The international fallout has been gloriously disproportionate. Indian call-center trainees now open each shift with a mandatory “Skinner cheer,” a sort of corporate om that supposedly boosts conversions by 3%. In Lagos, roadside tailors hawk knock-off “Tom Skinnah” bomber jackets stitched from discarded election banners—each emblazoned with the slogan “Transparency 2027.” Meanwhile, a Shanghai think tank has published a white paper titled “The Skinner Paradox: How Non-Entities Capture Brand Equity in Post-Truth Markets,” which won second place in a French philosophy competition narrowly edged out by a Lacanian analysis of TikTok feta pasta.

Diplomats, those eternal children of détente, have not remained above the fray. During last month’s G-20 sidebar in Bali, a junior U.S. aide tried to lighten the mood by gifting every delegation a stress ball shaped like—what else—a tiny upholstered armchair labeled “Skinner Original.” The German delegation filed a formal protest citing “insufficient lumbar support.” The Russians simply stole the shipment and listed it on Avito at triple MSRP. Somewhere, Henry Kissinger is weeping into a very dry martini.

The broader significance? We’ve reached the stage of late capitalism where identity is less biography than metadata. Thomas Skinner is no longer a man; he is an API endpoint, a container ship of connotation sailing under whatever flag offers the lowest tax rate this quarter. If that sounds bleak, consider the upside: in a world burning through both carbon and credibility, at least the Skinner franchise is carbon-neutral—mainly because no one can prove it exists.

And yet, human nature abhors a narrative vacuum. So we fill it. A Reddit thread titled “I AM Thomas Skinner, AMA” currently sits at 47,000 upvotes, despite the OP offering zero proof except a photo of a cat wearing a tiny bomber jacket. Conspiracy Telegram channels insist Skinner is a Mossad psy-op designed to sell ergonomic office furniture to Iranian hackers. A Brazilian podcaster claims Skinner is actually three separate grandmothers in Curitiba running a money-laundering scheme through artisanal cheese. The grandmothers, when reached for comment, responded with a press release written entirely in Morse code. Translated, it reads: “We regret to inform you that regret is no longer in production.”
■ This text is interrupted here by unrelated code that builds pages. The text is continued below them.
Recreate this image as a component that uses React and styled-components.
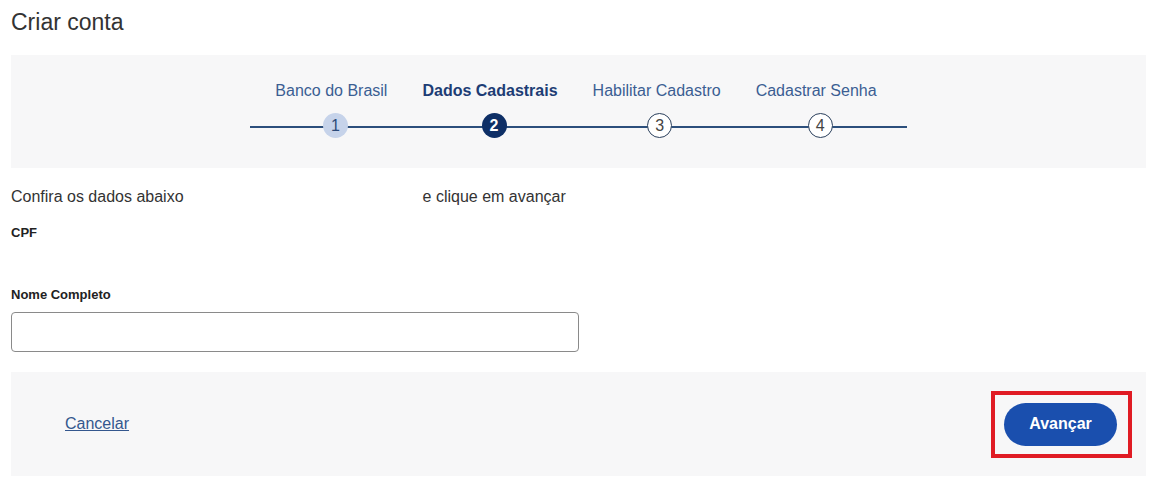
import React from "react";
import styled, { createGlobalStyle } from "styled-components";

const Global = createGlobalStyle`
  html, body { margin: 0; padding: 0; background: #fff; }
  body { font-family: "Liberation Sans", Arial, sans-serif; color: #333; }
  * { box-sizing: border-box; }
`;

const Page = styled.div`
  padding: 8px 4px 0 11px;
  display: flex;
  flex-direction: column;
`;

const Title = styled.h1`
  margin: 0;
  font-size: 23px;
  font-weight: 400;
  line-height: 29px;
  color: #333;
  height: 47px;
`;

const StepPanel = styled.div`
  background: #f7f7f8;
  height: 113px;
  display: flex;
  justify-content: center;
  padding-top: 25px;
`;

const Stepper = styled.ol`
  list-style: none;
  margin: 0;
  padding: 0 13px 0 8px;
  display: flex;
  position: relative;
  align-self: flex-start;
  &::before {
    content: "";
    position: absolute;
    left: 0;
    right: 0;
    top: 46px;
    height: 2px;
    background: #2c4f7c;
  }
`;

const Step = styled.li`
  display: flex;
  flex-direction: column;
  align-items: center;
  padding: 0 17.5px;
  position: relative;
`;

const StepLabel = styled.span`
  font-size: 16px;
  line-height: 22px;
  white-space: nowrap;
  color: ${(p) => (p.$active ? "#1d3d75" : "#3b5e93")};
  font-weight: ${(p) => (p.$active ? 700 : 400)};
`;

const Circle = styled.span`
  margin-top: 11px;
  margin-left: ${(p) => p.$shift || 0}px;
  width: 25px;
  height: 25px;
  border-radius: 50%;
  display: flex;
  align-items: center;
  justify-content: center;
  font-size: 16px;
  position: relative;
  z-index: 1;
  ${(p) =>
    p.$state === "done"
      ? "background:#c6d3ea;color:#2c4a78;"
      : p.$state === "active"
      ? "background:#0e2f66;color:#fff;font-weight:700;"
      : "background:#fff;color:#444;border:1px solid #2a3f5c;"}
`;

const Content = styled.div`
  display: flex;
  flex-direction: column;
`;

const Intro = styled.p`
  margin: 19px 0 0;
  font-size: 16px;
  line-height: 20px;
  color: #333;
`;

const Redacted = styled.span`
  display: inline-block;
  width: 239px;
`;

const FieldLabel = styled.label`
  display: block;
  font-size: 13px;
  font-weight: 700;
  color: #222;
  line-height: 16px;
  margin-top: ${(p) => p.$top}px;
`;

const Input = styled.input`
  display: block;
  width: 568px;
  height: 40px;
  margin-top: 9px;
  border: 1px solid #8a8a8a;
  border-radius: 4px;
  background: #fff;
  font-size: 16px;
  padding: 0 12px;
  font-family: inherit;
`;

const Footer = styled.div`
  margin-top: 20px;
  background: #f7f7f8;
  height: 104px;
  display: flex;
  align-items: center;
  justify-content: space-between;
  padding: 0 14px 0 54px;
`;

const CancelLink = styled.a`
  font-size: 16px;
  color: #34578e;
  text-decoration: underline;
  cursor: pointer;
`;

const Highlight = styled.div`
  border: 4px solid #e01b24;
  padding: 8px 11px 8px 9px;
  display: flex;
`;

const PrimaryButton = styled.button`
  width: 113px;
  height: 43px;
  border: none;
  border-radius: 22px;
  background: #1a4fae;
  color: #fff;
  font-family: inherit;
  font-size: 16px;
  font-weight: 700;
  cursor: pointer;
`;

const steps = [
  { label: "Banco do Brasil", n: 1, state: "done", shift: 8 },
  { label: "Dados Cadastrais", n: 2, state: "active", shift: 8 },
  { label: "Habilitar Cadastro", n: 3, state: "todo", shift: 6 },
  { label: "Cadastrar Senha", n: 4, state: "todo", shift: 8 },
];

export default function App() {
  return (
    <>
      <Global />
      <Page>
        <Title>Criar conta</Title>
        <StepPanel>
          <Stepper>
            {steps.map((s) => (
              <Step key={s.n}>
                <StepLabel $active={s.state === "active"}>{s.label}</StepLabel>
                <Circle $state={s.state} $shift={s.shift}>{s.n}</Circle>
              </Step>
            ))}
          </Stepper>
        </StepPanel>
        <Content>
          <Intro>
            Confira os dados abaixo<Redacted />e clique em avançar
          </Intro>
          <FieldLabel $top={18}>CPF</FieldLabel>
          <FieldLabel $top={46}>Nome Completo</FieldLabel>
          <Input type="text" />
        </Content>
        <Footer>
          <CancelLink>Cancelar</CancelLink>
          <Highlight>
            <PrimaryButton>Avançar</PrimaryButton>
          </Highlight>
        </Footer>
      </Page>
    </>
  );
}
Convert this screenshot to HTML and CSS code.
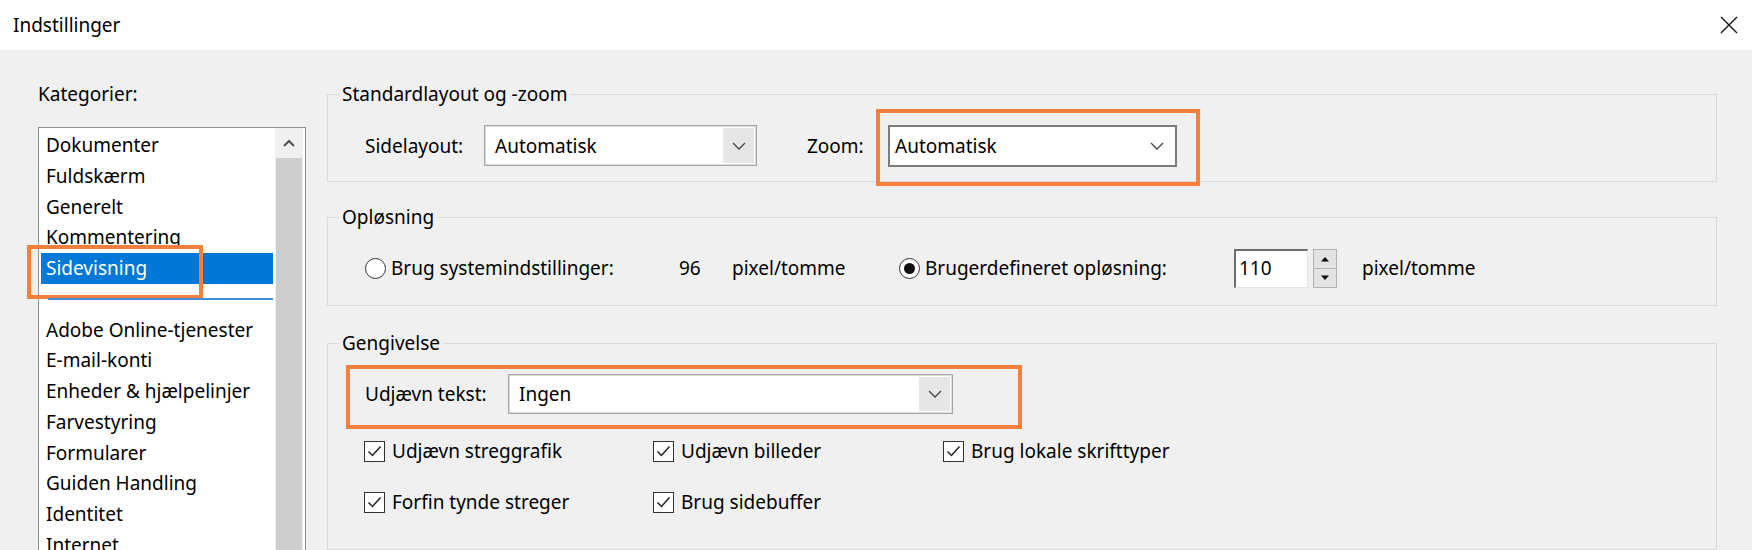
FILE: index.html
```html
<!DOCTYPE html>
<html lang="da">
<head>
<meta charset="utf-8">
<title>Indstillinger</title>
<link rel="stylesheet" href="styles.css">
</head>
<body>
<div class="window">
  <div class="titlebar">
    <span class="title">Indstillinger</span>
    <svg class="close" width="20" height="20" viewBox="0 0 20 20"><path d="M2 2 L18 18 M18 2 L2 18" stroke="#111" stroke-width="1.4" fill="none"/></svg>
  </div>
  <div class="main">
    <div class="cats">
      <div class="cats-label">Kategorier:</div>
      <div class="listbox">
        <ul class="items">
          <li>Dokumenter</li>
          <li>Fuldskærm</li>
          <li>Generelt</li>
          <li>Kommentering</li>
          <li class="selected mark-side">Sidevisning</li>
          <li class="sep"><span class="sep-line"></span></li>
          <li>Adobe Online-tjenester</li>
          <li>E-mail-konti</li>
          <li>Enheder &amp; hjælpelinjer</li>
          <li>Farvestyring</li>
          <li>Formularer</li>
          <li>Guiden Handling</li>
          <li>Identitet</li>
          <li>Internet</li>
        </ul>
        <div class="scrollbar">
          <div class="sb-up"><svg width="14" height="10" viewBox="0 0 14 10"><path d="M2 8 L7 3 L12 8" stroke="#505050" stroke-width="2" fill="none"/></svg></div>
          <div class="sb-thumb"></div>
        </div>
      </div>
    </div>

    <div class="panel">
      <fieldset class="group g1">
        <legend>Standardlayout og -zoom</legend>
        <div class="row">
          <span class="lbl w-sidelayout">Sidelayout:</span>
          <div class="combo w-combo1">
            <span class="combo-text">Automatisk</span>
            <span class="combo-btn"><svg width="14" height="8" viewBox="0 0 14 8"><path d="M1 1 L7 7 L13 1" stroke="#444" stroke-width="1.3" fill="none"/></svg></span>
          </div>
          <span class="lbl w-zoom">Zoom:</span>
          <div class="combo-edit w-combo2 mark mark-zoom">
            <span class="combo-text">Automatisk</span>
            <span class="combo-btn plain"><svg width="14" height="8" viewBox="0 0 14 8"><path d="M1 1 L7 7 L13 1" stroke="#444" stroke-width="1.3" fill="none"/></svg></span>
          </div>
        </div>
      </fieldset>

      <fieldset class="group g2">
        <legend>Opløsning</legend>
        <div class="row">
          <label class="opt w-opt1"><span class="radio"></span><span>Brug systemindstillinger:</span></label>
          <span class="w-96">96</span>
          <span class="w-unit">pixel/tomme</span>
          <label class="opt w-opt2"><span class="radio checked"><span class="dot"></span></span><span>Brugerdefineret opløsning:</span></label>
          <div class="spin">
            <span class="spin-input">110</span>
            <span class="spin-btns">
              <span class="spin-btn"><svg width="10" height="6" viewBox="0 0 10 6"><path d="M1 5.5 L5 1 L9 5.5 Z" fill="#000"/></svg></span>
              <span class="spin-btn"><svg width="10" height="6" viewBox="0 0 10 6"><path d="M1 0.5 L5 5 L9 0.5 Z" fill="#000"/></svg></span>
            </span>
          </div>
          <span class="unit2">pixel/tomme</span>
        </div>
      </fieldset>

      <fieldset class="group g3">
        <legend>Gengivelse</legend>
        <div class="row">
          <div class="smooth-row mark mark-smooth">
            <span class="lbl w-udj">Udjævn tekst:</span>
            <div class="combo w-combo3">
              <span class="combo-text">Ingen</span>
              <span class="combo-btn"><svg width="14" height="8" viewBox="0 0 14 8"><path d="M1 1 L7 7 L13 1" stroke="#444" stroke-width="1.3" fill="none"/></svg></span>
            </div>
          </div>
        </div>
        <div class="checks">
          <label class="chk"><span class="box"><svg width="19" height="19" viewBox="0 0 19 19"><path d="M3.5 9.5 L7.5 13.5 L15.5 4.5" stroke="#222" stroke-width="1.5" fill="none"/></svg></span>Udjævn streggrafik</label>
          <label class="chk"><span class="box"><svg width="19" height="19" viewBox="0 0 19 19"><path d="M3.5 9.5 L7.5 13.5 L15.5 4.5" stroke="#222" stroke-width="1.5" fill="none"/></svg></span>Udjævn billeder</label>
          <label class="chk"><span class="box"><svg width="19" height="19" viewBox="0 0 19 19"><path d="M3.5 9.5 L7.5 13.5 L15.5 4.5" stroke="#222" stroke-width="1.5" fill="none"/></svg></span>Brug lokale skrifttyper</label>
          <label class="chk"><span class="box"><svg width="19" height="19" viewBox="0 0 19 19"><path d="M3.5 9.5 L7.5 13.5 L15.5 4.5" stroke="#222" stroke-width="1.5" fill="none"/></svg></span>Forfin tynde streger</label>
          <label class="chk"><span class="box"><svg width="19" height="19" viewBox="0 0 19 19"><path d="M3.5 9.5 L7.5 13.5 L15.5 4.5" stroke="#222" stroke-width="1.5" fill="none"/></svg></span>Brug sidebuffer</label>
        </div>
      </fieldset>
    </div>
  </div>
</div>
</body>
</html>
```

FILE: styles.css
```css
*, *::before, *::after { box-sizing: border-box; }

html, body {
  margin: 0;
  padding: 0;
}

body {
  width: 1752px;
  height: 550px;
  overflow: hidden;
  background: #f0f0f0;
  font-family: "Noto Sans", "Liberation Sans", sans-serif;
  font-size: 19px;
  color: #000;
}

.window {
  width: 1752px;
  height: 550px;
  display: flex;
  flex-direction: column;
}

/* Title bar */
.titlebar {
  height: 50px;
  flex: none;
  background: #fff;
  display: flex;
  align-items: center;
  justify-content: space-between;
  padding: 0 13px 0 13px;
}

.title {
  line-height: 24px;
}

.close { display: block; }

/* Main area */
.main {
  flex: 1;
  display: flex;
  padding-left: 38px;
  gap: 21px;
  min-height: 0;
}

.cats {
  width: 268px;
  flex: none;
  display: flex;
  flex-direction: column;
}

.cats-label {
  margin-top: 32px;
  line-height: 24px;
}

.listbox {
  margin-top: 21px;
  height: 460px;
  flex: none;
  border: 1px solid #8f8f8f;
  background: #fff;
  display: flex;
}

.items {
  list-style: none;
  margin: 0;
  padding: 2px 2px 0 2px;
  width: 236px;
  flex: none;
}

.items li {
  position: relative;
  height: 30.75px;
  line-height: 30.75px;
  padding-left: 5px;
  white-space: nowrap;
}

.items li.selected {
  background: #0078d7;
  color: #fff;
}

.items li.sep {
  display: flex;
  align-items: center;
  padding-left: 7px;
}

.sep-line {
  display: block;
  width: 100%;
  height: 2px;
  background: #3f8fdc;
}

.scrollbar {
  width: 28px;
  flex: none;
  display: flex;
  flex-direction: column;
  background: #f0f0f0;
}

.sb-up {
  height: 30px;
  display: flex;
  align-items: center;
  justify-content: center;
  background: #f0f0f0;
}

.sb-thumb {
  flex: 1;
  margin: 0 1px;
  background: #cdcdcd;
}

/* Orange annotation boxes */
.mark-side::after,
.mark::after {
  content: "";
  position: absolute;
  border: 4px solid #f5803e;
  pointer-events: none;
}

.mark-side::after {
  left: -14px;
  top: -8px;
  width: 176px;
  height: 54px;
}

.mark { position: relative; }

.mark-zoom::after {
  left: -14px;
  top: -18px;
  right: -25px;
  bottom: -21px;
}

.mark-smooth::after {
  left: -19px;
  top: -9px;
  right: -69px;
  bottom: -15px;
}

/* Right panel */
.panel {
  width: 1390px;
  flex: none;
  display: flex;
  flex-direction: column;
}

.group {
  margin: 0;
  padding: 0;
  border: 1px solid #d9d9d9;
  min-width: 0;
}

.group legend {
  margin-left: 11px;
  padding: 0 3px;
  line-height: 24px;
}

.g1 { margin-top: 32px; }
.g2 { margin-top: 23px; }
.g3 { margin-top: 25px; height: 260px; }

.row {
  display: flex;
  align-items: center;
  padding-left: 37px;
}

.g1 .row { height: 41px; margin: 19px 0 15px 0; }
.g2 .row { height: 40px; margin: 19px 0 17px 0; }
.g3 .row { height: 40px; margin-top: 19px; }

.lbl { flex: none; white-space: nowrap; }
.w-sidelayout { width: 119px; }
.w-zoom { width: 81px; margin-left: 50px; }
.w-udj { width: 143px; }

.combo,
.combo-edit {
  flex: none;
  height: 41px;
  display: flex;
  align-items: center;
  background: #fff;
}

.combo {
  border: 1px solid #a5a5a5;
  box-shadow: inset 0 0 0 1px #dcdcdc;
  padding: 2px;
}

.combo-edit {
  border: 2px solid #7c7c7c;
  height: 42px;
}

.w-combo1 { width: 273px; }
.w-combo2 { width: 289px; }
.w-combo3 { width: 445px; height: 40px; }

.combo-text {
  flex: 1;
  padding-left: 8px;
  white-space: nowrap;
}

.combo-edit .combo-text { padding-left: 5px; }

.combo-btn {
  width: 31px;
  align-self: stretch;
  display: flex;
  align-items: center;
  justify-content: center;
  background: #e6e6e6;
}

.combo-btn.plain {
  background: transparent;
  width: 36px;
}

.smooth-row {
  display: flex;
  align-items: center;
  height: 40px;
}

/* Radios */
.opt {
  display: flex;
  align-items: center;
  gap: 5px;
  flex: none;
  white-space: nowrap;
}

.w-opt1 { width: 314px; }
.w-96 { width: 53px; flex: none; }
.w-unit { width: 167px; flex: none; }
.w-opt2 { width: 335px; }

.radio {
  width: 21px;
  height: 21px;
  border: 1px solid #333;
  border-radius: 50%;
  background: #fff;
  display: flex;
  align-items: center;
  justify-content: center;
  flex: none;
}

.dot {
  width: 11px;
  height: 11px;
  border-radius: 50%;
  background: #111;
}

/* Spin */
.spin {
  display: flex;
  align-items: center;
  gap: 5px;
  flex: none;
}

.spin-input {
  width: 74px;
  height: 39px;
  background: #fff;
  border-style: solid;
  border-width: 2px 1px 1px 2px;
  border-color: #6d6d6d #e3e3e3 #e3e3e3 #6d6d6d;
  padding-left: 3px;
  line-height: 35px;
}

.spin-btns {
  display: flex;
  flex-direction: column;
  width: 24px;
  height: 39px;
}

.spin-btn {
  flex: 1;
  display: flex;
  align-items: center;
  justify-content: center;
  background: #e3e3e3;
  border: 1px solid #b3b3b3;
}

.spin-btn + .spin-btn { border-top: 0; }

.unit2 { margin-left: 25px; white-space: nowrap; }

/* Checkboxes */
.checks {
  display: grid;
  grid-template-columns: 289px 290px auto;
  row-gap: 21px;
  padding-left: 36px;
  margin-top: 22px;
}

.chk {
  display: flex;
  align-items: center;
  gap: 7px;
  height: 30px;
  white-space: nowrap;
}

.box {
  width: 21px;
  height: 21px;
  border: 1px solid #333;
  background: #fff;
  display: flex;
  align-items: center;
  justify-content: center;
  flex: none;
}

.box svg { display: block; }
```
The moral, if one insists on extracting morals from the wreckage of modernity, is that reputation is now a crowd-sourced hallucination. Thomas Skinner—upholsterer, shell company, death-metal band, or holy ghost—belongs to whoever can meme him fastest. Nations rise and fall, currencies hyperinflate, but the brand abides, stitched together by bored screen-tappers who’d rather believe in a phantom upholsterer than face the tedium of another Tuesday.

So the next time your parcel tracking updates to “Delayed due to Skinner-related customs anomaly,” take a moment to salute our absent protagonist. Somewhere, in a spreadsheet cell or a mosh pit or a grandmother’s cheese cave, Thomas Skinner is having the last laugh. And frankly, given the alternatives, that’s probably the best any of us can hope for.